Anuzis, once a Teamster, qualifies by temperament and territory. "He's more at home with blue-collar people than the Washington types," reports a Michigan observer. "His father's a Reagan Democrat. He's a big Reaganite. He's good on TV, but there's no need for him to act like an elected official. He stopped the bleeding in Michigan in 2006 and 2008. We never would have been able to do well this year without his foundation. He's blue-collar. He focuses on work."
There is a fair chance the RNC will choose another direction— Katon Dawson of South Carolina and Steele insider Reince Priebus of Wisconsin are mentioned—but nowhere can the committee find more fertile ground for the next cycle than in the Rust Belt states and with the Reagan Democrats whom Anuzis knows intimately. The 2012 presidential cycle will be fought out in the Obama-won states of Pennsylvania, Ohio, Indiana, Illinois, Wisconsin, Minnesota, and Iowa, more than 100 electoral college votes even after redistricting. Anuzis' Lithuanian heritage, his Teamster fluency, the striking fact that his immigrant parents and paternal grandparents received the Righteous Among Nations award from Israel's Holocaust museum, Yad Vashem, for sheltering three Jewish children from the Germans, and most pertinently, his 30 years laboring in the Detroit vineyards, all point to a confident, working-class Hercules. In addition, Anuzis comes from a state more cursed than any other aside from California by the taxes of Democratic state regimes; and if the GOP is to prosper against a gifted incumbent president and a union-rich Democratic apparatus, it needs muscle beyond the Confederacy and the Wild West.
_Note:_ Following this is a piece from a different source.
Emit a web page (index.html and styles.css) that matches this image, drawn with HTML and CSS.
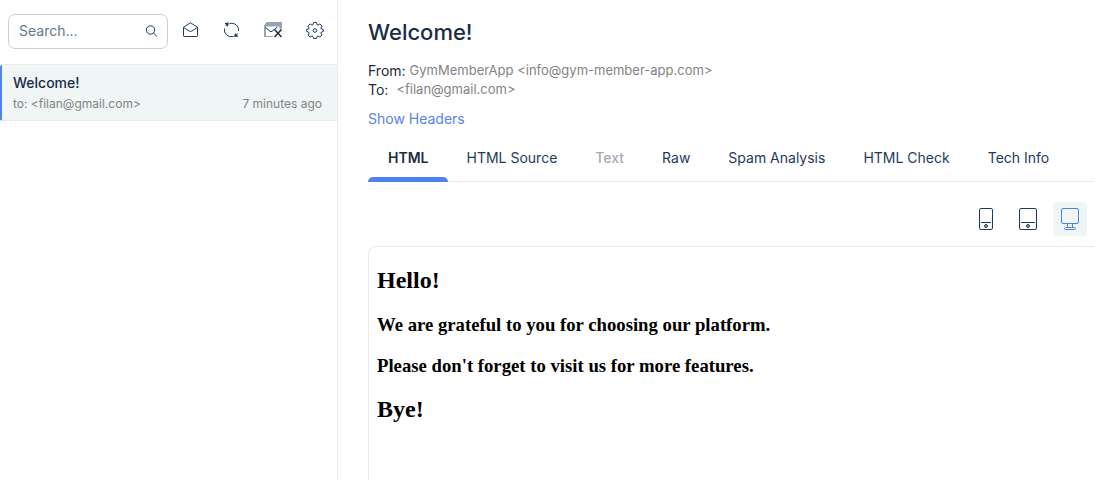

The wrong choice for the GOP is to try another celebrity manqué who will feel at ease hanging out with the chattering Palin or the strutting Romney. The midterms were a step, like clearing the woods, and now it's time to plow the abandoned Rust Belt and the most suspicious Farm Belt. Michael Steele was a weak hand; now he is a bad hand. Then again, no one can go far wrong by guessing that the wretchedly led GOP will once more deal from the bottom of the deck.